2006-2007 CSPE Student Fellows

The Center for the Study of Political Economy is happy to announce that Garth Patterson '07, Tyler Barrus '07, and Dashle Kelley '08 have been selected as Center Fellows. Mr. Patterson plans to answer the question of whether British rule was beneficial to the development of India; Mr. Barrus explores why people allow themselves to be ruled by tyrants, while Mr. Kelley studies the effect of a liberalization of the corn and soybean markets on output in Iowa.

Mr. Patterson's project, "Under the Lion's Paw," investigates British imperial policy as it relates to the political and economic development of India from 1757 to 1948. On the political side, Mr.

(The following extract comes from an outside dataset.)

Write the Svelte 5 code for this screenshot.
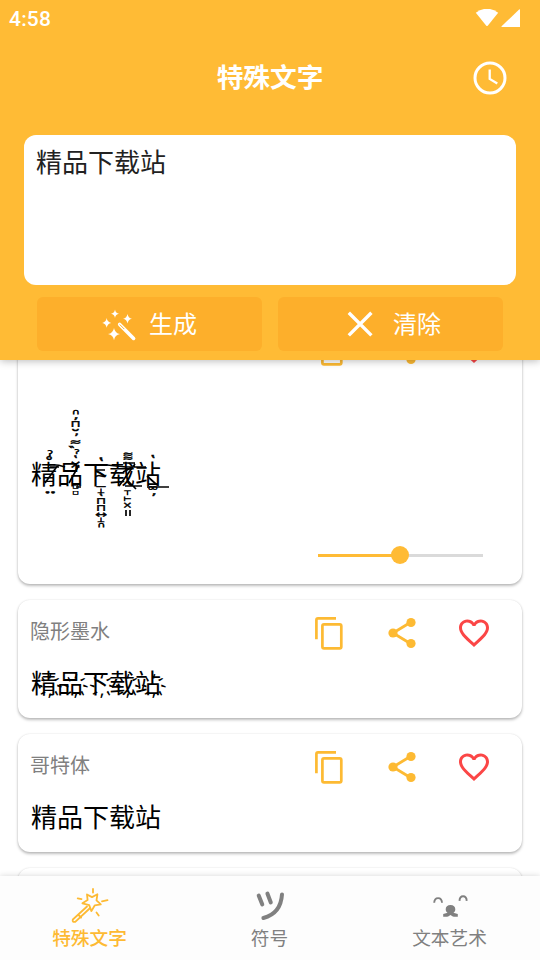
<script>
  let text = $state("精品下载站");
  let level = $state(50);
  let active = $state("特殊文字");

  const tabs = ["特殊文字", "符号", "文本艺术"];

  // Marks stacked over and under each letter: [glyph, x, y, size, rise]
  // rise is how far the glyph's middle sits above its baseline, in em
  const marks = [
    ["ˀ", 50, 53, 13, 0.58],
    ["˚", 49, 60, 15, 0.69],
    ["∙", 47.5, 92, 9, 0.31],
    ["∙", 53, 92, 9, 0.31],
    ["∩", 75.5, 11, 8, 0.36],
    ["ʼ", 76, 17.5, 14, 0.64],
    ["⊓", 75.5, 23.5, 10, 0.36],
    ["˘", 75.5, 29.5, 16, 0.72],
    ["ʼ", 76.5, 34.5, 12, 0.64],
    ["≈", 75.5, 42, 11, 0.31],
    ["‶", 71.5, 48, 12, 0.6],
    ["ˀ", 77, 52, 12, 0.58],
    ["ʽ", 75.5, 58, 12, 0.64],
    ["×", 75.5, 64.5, 11, 0.31],
    ["□", 75.5, 86.5, 5, 0.36],
    ["□", 75.5, 92, 5, 0.36],
    ["ʽ", 101, 61, 15, 0.64],
    ["~", 101, 77, 12, 0.31],
    ["−", 101, 87, 11, 0.31],
    ["⊥", 101, 91, 7, 0.36],
    ["ʽ", 101, 96, 12, 0.64],
    ["⊓", 101, 101, 10, 0.36],
    ["⊓", 101, 107.5, 10, 0.36],
    ["↔", 101, 114, 11, 0.36],
    ["⊥", 101, 119.5, 7, 0.36],
    ["∩", 101, 124.5, 8, 0.36],
    ["≈", 128, 54, 10, 0.31],
    ["≈", 128, 58.5, 10, 0.31],
    ["⊤", 127.5, 93, 7, 0.36],
    ["⊢", 127.5, 98.5, 7, 0.36],
    ["×", 127.5, 105.5, 9, 0.31],
    ["ʽ", 153, 58, 14, 0.64],
    ["∞", 153, 87.5, 11, 0.31],
    ["ʼ", 154, 94, 14, 0.64],
  ];
</script>

{#snippet copyIcon()}
  <svg class="icon" viewBox="0 0 36 36" fill="none" stroke="#fdba33" stroke-width="2.7">
    <path d="M4.4 24.3V5q0-1.6 1.6-1.6H24" />
    <rect x="10.4" y="9.4" width="18.9" height="23.9" rx="1.6" />
  </svg>
{/snippet}

{#snippet shareIcon()}
  <svg class="icon" viewBox="0 0 36 36" fill="#fdba33">
    <path d="M26.7 7.3L9 18l17.7 10.7" fill="none" stroke="#fdba33" stroke-width="2.8" />
    <circle cx="27" cy="7.5" r="4.6" />
    <circle cx="9" cy="18" r="4.6" />
    <circle cx="27" cy="28.5" r="4.6" />
  </svg>
{/snippet}

{#snippet heartIcon()}
  <svg class="icon" viewBox="0 0 24 24" fill="#fb4646">
    <path d="M16.5 3c-1.74 0-3.41.81-4.5 2.09C10.91 3.81 9.24 3 7.5 3 4.42 3 2 5.42 2 8.5c0 3.78 3.4 6.86 8.55 11.54L12 21.35l1.45-1.32C18.6 15.36 22 12.28 22 8.5 22 5.42 19.58 3 16.5 3zm-4.4 15.55l-.1.1-.1-.1C7.14 14.24 4 11.39 4 8.5 4 6.5 5.5 5 7.5 5c1.54 0 3.04.99 3.57 2.36h1.87C13.46 5.99 14.96 5 16.5 5c2 0 3.5 1.5 3.5 3.5 0 2.89-3.14 5.74-7.9 10.05z" />
  </svg>
{/snippet}

{#snippet cardHead(name)}
  <div class="card-head">
    {#if name}
      <span class="name">{name}</span>
    {/if}
    <button aria-label="复制">{@render copyIcon()}</button>
    <button aria-label="分享">{@render shareIcon()}</button>
    <button aria-label="收藏">{@render heartIcon()}</button>
  </div>
{/snippet}

<div class="app">
  <header>
    <div class="status">
      <span>4:58</span>
      <svg width="46" height="20" viewBox="0 0 46 20" fill="#fff">
        <path d="M0.8 3.8Q12 -4.4 23.2 3.8L12.7 16.7q-.7.8-1.4 0z" />
        <path d="M45 .8V18H27.2q-1.2 0-.4-.9L44.1.5q.9-.7.9.3z" />
      </svg>
    </div>

    <div class="toolbar">
      <h1>特殊文字</h1>
      <button class="history" aria-label="历史">
        <svg width="34" height="34" viewBox="0 0 34 34" fill="none" stroke="#fff">
          <circle cx="17" cy="17" r="15" stroke-width="3" />
          <path d="M16.7 8.6v9.3l7.6 4.6" stroke-width="2.3" />
        </svg>
      </button>
    </div>

    <textarea bind:value={text} spellcheck="false"></textarea>

    <div class="actions">
      <button>
        <svg width="36" height="36" viewBox="0 0 36 36" fill="#fff">
          <path d="M14 3.5q.6 3.7 4 4.2-3.4.5-4 4.2-.6-3.7-4-4.2 3.4-.5 4-4.2z" />
          <path d="M26.5 8q.7 4 4.4 4.7-3.7.7-4.4 4.7-.7-4-4.4-4.7 3.7-.7 4.4-4.7z" />
          <path d="M5.7 12q.7 4.2 4.5 4.9-3.8.7-4.5 4.9-.7-4.2-4.5-4.9 3.8-.7 4.5-4.9z" />
          <path d="M13 22q.9 5.2 6 6.1-5.1.9-6 6.1-.9-5.2-6-6.1 5.1-.9 6-6.1z" />
          <path d="M18.7 18.4L32.6 32.4" stroke="#fff" stroke-width="3.6" stroke-linecap="round" />
          <path d="M19 18.8l4 4" stroke="#fdaf2b" stroke-width="1" stroke-linecap="round" />
        </svg>
        <span>生成</span>
      </button>
      <button class="clear" onclick={() => (text = "")}>
        <svg width="36" height="36" viewBox="0 0 36 36" stroke="#fff" stroke-width="3.4">
          <path d="M6.8 6.8l22.6 22.6M29.4 6.8L6.8 29.4" />
        </svg>
        <span>清除</span>
      </button>
    </div>
  </header>

  <main>
    <section class="card tall">
      {@render cardHead("")}
      <div class="result">
        精品下载站
        <svg class="marks" width="190" height="140" viewBox="0 0 190 140">
          {#each marks as [glyph, x, y, size, rise]}
            <text transform="translate({x} {y + size * rise * 0.9}) scale(1.3 0.9)" font-size={size}>{glyph}</text>
          {/each}
          <!-- struck-through strokes -->
          <path d="M48 65q9-1 17 2M45 83L58 65M50 67h9M69 83l10-18M76 87h5M85 65h22l19 2h20M96 70h9M125 86h17M119 86l16-22M123 72l12-6M127 80l9 9M123 63h12M147 87h22M147 76l10 9M126 110v6M130 110v6" />
        </svg>
      </div>
      <div class="slider" role="slider" aria-valuenow={level} tabindex="0" aria-label="强度">
        <div class="fill" style="width: {level}%"></div>
        <div class="thumb" style="left: {level}%"></div>
      </div>
    </section>

    <section class="card">
      {@render cardHead("隐形墨水")}
      <div class="result">精҉品҉下҉载҉站҉</div>
    </section>

    <section class="card">
      {@render cardHead("哥特体")}
      <div class="result">精品下载站</div>
    </section>

    <section class="card"></section>
  </main>

  <nav>
    {#each tabs as tab, i}
      <button class:active={active === tab} onclick={() => (active = tab)}>
        <svg width="40" height="38" viewBox="0 0 40 38" fill="none" stroke="currentColor" stroke-linecap="round">
          {#if i === 0}
            <path d="M17 7.5l5 2.6 5.4-2.8-.9 6 4.3 4.1-6 .9-3.4 5.8-2.2-6-6.8-1.8 5.2-3.3z" stroke-width="1.8" stroke-linejoin="round" />
            <path d="M17 19.5L2.8 32.5q-.8 2.8 2.4 2.4L19.6 21.5M8.6 28l2.5 2.5" stroke-width="1.8" />
            <path d="M23 2v3.5M7.7 11.3l3.8.8M32 14.3l5.5-1.2M26.5 25.5l2.2 3" stroke-width="1.8" />
          {:else if i === 1}
            <path d="M8.7 8.5l3.6 9M17.4 6.5l3.4 9M32 7.4Q30.8 26.5 13.4 31" stroke-width="4" />
          {:else}
            <path d="M4.2 15.8q.2-4.7 3.9-4.7t3.9 4.7M29.5 13.9q.2-4.6 3.6-4.6t3.6 4.6" stroke-width="1.9" stroke-linecap="butt" />
            <path d="M20.5 18c-3.1 0-4.8 1.8-4.8 4.2 0 1.8.8 2.8 1.9 3.6l-4.4 1.200v2.700c4.400.7 6.200-.9 7.300-1.700 1.100.8 2.900 2.400 7.300 1.700v-2.700l-4.400-1.200c1.100-.8 1.900-1.800 1.900-3.600 0-2.400-1.700-4.200-4.800-4.200z" fill="currentColor" stroke="none" />
          {/if}
        </svg>
        <span>{tab}</span>
      </button>
    {/each}
  </nav>
</div>

<style>
  .app {
    width: 540px;
    height: 960px;
    display: flex;
    flex-direction: column;
    overflow: hidden;
    background: #fff;
    font-family: Roboto, "Noto Sans CJK SC", sans-serif;
  }

  button {
    border: none;
    background: none;
    padding: 0;
    font-family: inherit;
    color: inherit;
    cursor: pointer;
  }

  svg {
    display: block;
    flex: none;
  }

  header {
    height: 360px;
    flex: none;
    background: #ffbb35;
    color: #fff;
    box-shadow: 0 1px 8px rgba(0, 0, 0, 0.28);
    z-index: 1;
  }

  .status {
    height: 37px;
    padding: 0 19px 0 9px;
    display: flex;
    align-items: center;
    justify-content: space-between;
    font-size: 21px;
    font-weight: 500;
    letter-spacing: 0.2px;
  }

  .toolbar {
    height: 82px;
    display: grid;
    grid-template-columns: 1fr auto 1fr;
    align-items: center;
    padding: 0 33px;
  }

  h1 {
    grid-column: 2;
    margin: 0;
    font-size: 26.7px;
    line-height: 40px;
    font-weight: 600;
  }

  .history {
    justify-self: end;
  }

  textarea {
    display: block;
    box-sizing: border-box;
    width: 492px;
    height: 150px;
    margin: 16px 24px 12px;
    padding: 9px 12px;
    border: none;
    border-radius: 12px;
    outline: none;
    resize: none;
    background: #fff;
    color: #222;
    font: 26px/39px Roboto, "Noto Sans CJK SC", sans-serif;
  }

  .actions {
    display: flex;
    gap: 16px;
    padding: 0 37px;
  }

  .actions button {
    width: 225px;
    height: 54px;
    display: flex;
    align-items: center;
    padding-left: 64px;
    gap: 12px;
    border-radius: 6px;
    background: #fdaf2b;
    font-size: 24px;
  }

  .actions span {
    margin-top: -4px;
  }

  .actions .clear {
    gap: 15px;
  }

  main {
    flex: 1;
    min-height: 0;
    overflow: hidden;
    display: flex;
    flex-direction: column;
    gap: 16px;
    padding: 0 18px;
  }

  .card {
    flex: none;
    height: 118px;
    box-sizing: border-box;
    padding: 12px 30px 0 12px;
    border-radius: 12px;
    background: #fff;
    box-shadow: 0 2px 3px rgba(0, 0, 0, 0.25), 0 0 2px rgba(0, 0, 0, 0.12);
  }

  .tall {
    height: 268px;
    margin-top: -44px;
  }

  .card-head {
    height: 42px;
    display: flex;
    align-items: center;
    justify-content: flex-end;
    gap: 36px;
  }

  .name {
    flex: 1;
    margin-top: -5px;
    color: #808080;
    font-size: 20px;
  }

  .icon {
    width: 36px;
    height: 36px;
  }

  .result {
    position: relative;
    margin: 10px 0 0 1px;
    height: 40px;
    line-height: 40px;
    font-size: 26px;
    color: #000;
    white-space: nowrap;
  }

  .tall .result {
    height: 175px;
    margin-top: 0;
    line-height: 211px;
  }

  .marks {
    position: absolute;
    left: -31px;
    top: 30px;
    overflow: visible;
    font-family: "DejaVu Sans", sans-serif;
    text-anchor: middle;
    stroke: #000;
    stroke-width: 0.5;
  }

  .marks path {
    fill: none;
    stroke-width: 1.7;
  }

  .slider {
    position: relative;
    width: 165px;
    height: 3px;
    margin: 9px 9px 0 auto;
    background: #dadada;
  }

  .fill {
    height: 3px;
    background: #ffbb35;
  }

  .thumb {
    position: absolute;
    top: -8px;
    width: 18px;
    height: 18px;
    margin-left: -9.5px;
    border-radius: 50%;
    background: #ffbb35;
  }

  nav {
    flex: none;
    height: 84px;
    display: flex;
    background: #fdfdfd;
    box-shadow: 0 0 6px rgba(0, 0, 0, 0.16);
    z-index: 1;
  }

  nav button {
    flex: 1;
    display: flex;
    flex-direction: column;
    align-items: center;
    padding: 11px 1px 0 0;
    color: #808080;
    font-size: 18.7px;
    line-height: 28px;
  }

  nav .active {
    color: #fdba33;
    font-weight: 500;
  }
</style>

Patterson will employ Samuel Huntington's five goals: economic growth, economic equity, stability, democracy, and autonomy as measures of political success. On the economic front, he will examine the emergence of legal, financial, and political institutions and their effects upon technological innovation, capital accumulation, the development of human capital and GDP. This project is of particular importance today as the British imperial experience is the epitome of nation building and could yield important lessons for policy makers.

Mr. Barrus' project focuses on Venezuela and its current leader Hugo Chávez. To understand how demagogues rise to power, Mr. Barrus will study ancient texts to find a pattern between personal and national characteristics and the ability to of the tyrant to utilize the situation to become the demagogue. After understanding how this was accomplished in the ancient world, Mr. Barrus will then apply what he has found to Hugo Chávez to see if the same were true for him.

Mr. Kelley's project is motivated by personal experience as several members of his family have worked in the agricultural industry. Increased productivity has led to more output being offered for lower prices. Market forces would lead some farmers to exit the agricultural industry; however, in an effort to keep farmers farming, the government often offers subsidies. On the political side, lawmakers have an incentive to please their constituents by protecting them from market forces. Yet this poses another issue: If farmers expect aid, they will adjust their actions to continue to receive aid and not reduce their dependence on the aid.